A recent example from my own experience comes to mind: One day I read in the Monitor about the conditions of near slavery existing for many young men in a certain third-world community. At the same time I was feeling keenly that my own environment was becoming less and less stimulating to me. Reading this news item had the effect at first of making me count my blessings and be grateful for the benefits of freedom. But thinking again, I realized I needed more than a useful corrective of moral perspective between developed and third-world countries, since no set of human conditions constitutes the kingdom of heaven. What was needed, and what I did, was to enter and maintain a mental protest against the possibility that anyone, anywhere, could be separated from the Father of all, who confers limitless opportunity, joy, and fulfillment individually on every one of His creations.

Again, there was a time recently when I found myself becoming extremely angry and quick-tempered.

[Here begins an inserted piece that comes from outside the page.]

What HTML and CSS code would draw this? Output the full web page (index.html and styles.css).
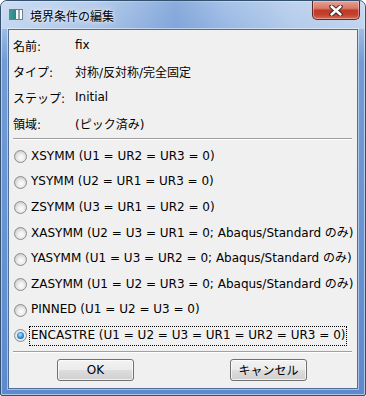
FILE: index.html
```html
<!DOCTYPE html>
<html lang="ja">
<head>
    <meta charset="UTF-8">
    <meta name="viewport" content="width=device-width, initial-scale=1.0">
    <title>境界条件の編集</title>
    <link rel="stylesheet" href="styles.css">
</head>
<body>
    <div class="window">
        <div class="titlebar">
            <span class="app-icon"><span class="app-icon-pane"></span></span>
            <span class="title">境界条件の編集</span>
            <div class="close-button">
                <svg width="14" height="11" viewBox="0 0 14 11">
                    <path d="M2.5 1.5 L11.5 9.5 M11.5 1.5 L2.5 9.5" stroke="#3b2a2a" stroke-width="4.4" stroke-linecap="round"/>
                    <path d="M2.5 1.5 L11.5 9.5 M11.5 1.5 L2.5 9.5" stroke="#ffffff" stroke-width="2.4" stroke-linecap="round"/>
                </svg>
            </div>
        </div>

        <div class="client">
            <div class="info">
                <div class="info-row"><span class="info-label">名前:</span><span>fix</span></div>
                <div class="info-row"><span class="info-label">タイプ:</span><span>対称/反対称/完全固定</span></div>
                <div class="info-row"><span class="info-label">ステップ:</span><span>Initial</span></div>
                <div class="info-row"><span class="info-label">領域:</span><span>(ピック済み)</span></div>
            </div>

            <div class="separator"></div>

            <div class="options">
                <div class="option"><span class="radio"></span><span class="option-text">XSYMM (U1 = UR2 = UR3 = 0)</span></div>
                <div class="option"><span class="radio"></span><span class="option-text">YSYMM (U2 = UR1 = UR3 = 0)</span></div>
                <div class="option"><span class="radio"></span><span class="option-text">ZSYMM (U3 = UR1 = UR2 = 0)</span></div>
                <div class="option"><span class="radio"></span><span class="option-text">XASYMM (U2 = U3 = UR1 = 0; Abaqus/Standard のみ)</span></div>
                <div class="option"><span class="radio"></span><span class="option-text">YASYMM (U1 = U3 = UR2 = 0; Abaqus/Standard のみ)</span></div>
                <div class="option"><span class="radio"></span><span class="option-text">ZASYMM (U1 = U2 = UR3 = 0; Abaqus/Standard のみ)</span></div>
                <div class="option"><span class="radio"></span><span class="option-text">PINNED (U1 = U2 = U3 = 0)</span></div>
                <div class="option"><span class="radio checked"></span><span class="option-text focused">ENCASTRE (U1 = U2 = U3 = UR1 = UR2 = UR3 = 0)</span></div>
            </div>

            <div class="separator separator-bottom"></div>

            <div class="button-row">
                <button class="dialog-button">OK</button>
                <button class="dialog-button">キャンセル</button>
            </div>
        </div>
    </div>
</body>
</html>
```

FILE: styles.css
```css
body {
    margin: 0;
    background-color: #ffffff;
    font-family: 'DejaVu Sans', 'Noto Sans CJK JP', sans-serif;
    font-size: 12px;
    color: #000;
}

.window {
    width: 366px;
    height: 396px;
    box-sizing: border-box;
    border: 1px solid #34506f;
    border-radius: 7px 7px 2px 2px;
    padding: 0 7px 6px 7px;
    display: flex;
    flex-direction: column;
    background: linear-gradient(to bottom, #b4cbea 0px, #9fbbe4 28px, #739cd6 60px, #5e8acd 100%);
    box-shadow: inset 0 0 0 1px rgba(255, 255, 255, 0.5);
}

.titlebar {
    height: 28px;
    flex-shrink: 0;
    margin: 0 -7px;
    padding-left: 8px;
    display: flex;
    align-items: flex-start;
    border-radius: 6px 6px 0 0;
    background: linear-gradient(to right, rgba(214, 228, 245, 0.7) 0%, rgba(190, 212, 239, 0.4) 25%, rgba(105, 148, 210, 0.55) 48%, rgba(140, 178, 226, 0.35) 62%, rgba(200, 218, 240, 0.5) 80%, rgba(215, 228, 245, 0.6) 100%);
}

.app-icon {
    width: 14px;
    height: 11px;
    margin-top: 8px;
    box-sizing: border-box;
    border: 1px solid #6f7f88;
    background: linear-gradient(to right, #3f9b8a 0%, #2f7f8f 50%, #f4f6f8 50%, #ffffff 100%);
    display: flex;
}

.app-icon-pane {
    width: 2px;
    margin-left: 8px;
    background-color: #8fa3b0;
}

.title {
    margin-left: 7px;
    margin-top: 6px;
    font-family: 'Noto Sans CJK JP', sans-serif;
    font-size: 12px;
    line-height: 17px;
    color: #000;
    text-shadow: 0 0 6px rgba(255, 255, 255, 0.95), 0 0 2px rgba(255, 255, 255, 0.9);
}

.close-button {
    margin-left: auto;
    margin-right: 5px;
    width: 48px;
    height: 19px;
    box-sizing: border-box;
    border: 1px solid #5f2a25;
    border-top: none;
    border-radius: 0 0 5px 5px;
    background: linear-gradient(to bottom, #e6a093 0%, #d87a69 40%, #c23a27 52%, #c2412d 75%, #d46a55 100%);
    box-shadow: inset 0 0 0 1px rgba(255, 220, 210, 0.45);
    display: flex;
    align-items: center;
    justify-content: center;
}

.client {
    flex: 1;
    box-sizing: border-box;
    border: 1px solid #4f6f99;
    background-color: #f0f0f0;
    padding: 2px 5px 0 4px;
    display: flex;
    flex-direction: column;
    box-shadow: 0 0 0 1px rgba(255, 255, 255, 0.45);
}

.info-row {
    height: 26px;
    display: flex;
    align-items: center;
}

.info-label {
    width: 62px;
    flex-shrink: 0;
}

.separator {
    height: 1px;
    margin-top: 2px;
    background-color: #a0a0a0;
    border-bottom: 1px solid #ffffff;
}

.options {
    margin-top: 4px;
}

.option {
    height: 25.6px;
    display: flex;
    align-items: center;
    white-space: nowrap;
}

.radio {
    width: 13px;
    height: 13px;
    margin-left: 1px;
    box-sizing: border-box;
    border-radius: 50%;
    border: 1px solid #8b8d8f;
    background: radial-gradient(circle at 55% 60%, #fdfdfd 0%, #eeeeee 35%, #d2d2d2 70%, #c4c4c4 100%);
    flex-shrink: 0;
    position: relative;
}

.radio.checked {
    background: radial-gradient(circle at 50% 50%, #f4f4f4 0%, #e8e8e8 60%, #d0d0d0 100%);
}

.radio.checked::after {
    content: '';
    position: absolute;
    left: 2px;
    top: 2px;
    width: 7px;
    height: 7px;
    border-radius: 50%;
    background: radial-gradient(circle at 45% 40%, #b8eaff 0%, #3fa4e6 40%, #1a5fae 80%, #17457f 100%);
}

.option-text {
    margin-left: 2px;
    padding: 1px 1px 2px 1px;
    border: 1px solid transparent;
    line-height: 15px;
}

.option-text.focused {
    border: 1px dotted #000;
}

.separator-bottom {
    margin-top: 2px;
}

.button-row {
    display: flex;
    gap: 96px;
    padding-left: 44px;
    margin-top: 6px;
}

.dialog-button {
    width: 77px;
    height: 22px;
    padding: 0;
    box-sizing: border-box;
    border: 1px solid #707070;
    border-radius: 3px;
    font-family: 'DejaVu Sans', 'Noto Sans CJK JP', sans-serif;
    font-size: 12px;
    color: #000;
    background: linear-gradient(to bottom, #f2f2f2 0%, #ebebeb 48%, #dddddd 52%, #cfcfcf 100%);
    box-shadow: inset 0 0 0 1px rgba(255, 255, 255, 0.7);
}
```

At the same time, increasing violence in Ireland was being reported in my country's news. One evening, reflecting on the injunction "Let not the sun go down upon your wrath,"Eph. 4:26. I realized that if I gave in to my own anger I was in effect assenting to the possibility of endless anger and strife being expressed elsewhere. Not wishing to do that, I replaced my anger with forgiveness. The Lord's Prayer, given to us by Christ Jesus, with its opening "Our Father" came to my rescue and led me to a clearer realization of my origin and unity with God alone. I saw that anger and temper are not Irish or British or anything else, but simply impersonal mortal mind, that they have no part in me or anyone else, and that desirable characteristics, whatever nationality they may seem to be connected with, are available to all, since all are in reality God's children. Not surprisingly, acceptance of these truths had a thoroughly healing effect on all my immediate affairs; I also feel it has made me more effective in praying spiritually and scientifically, for spheres beyond my own.

The mental channels that being a Monitor reader opens up for us are always healing and invigorating. Reading the Monitor expands opportunity for healing prayer—both for ourselves and others. To take advantage of this opportunity provides a challenge and a blessing.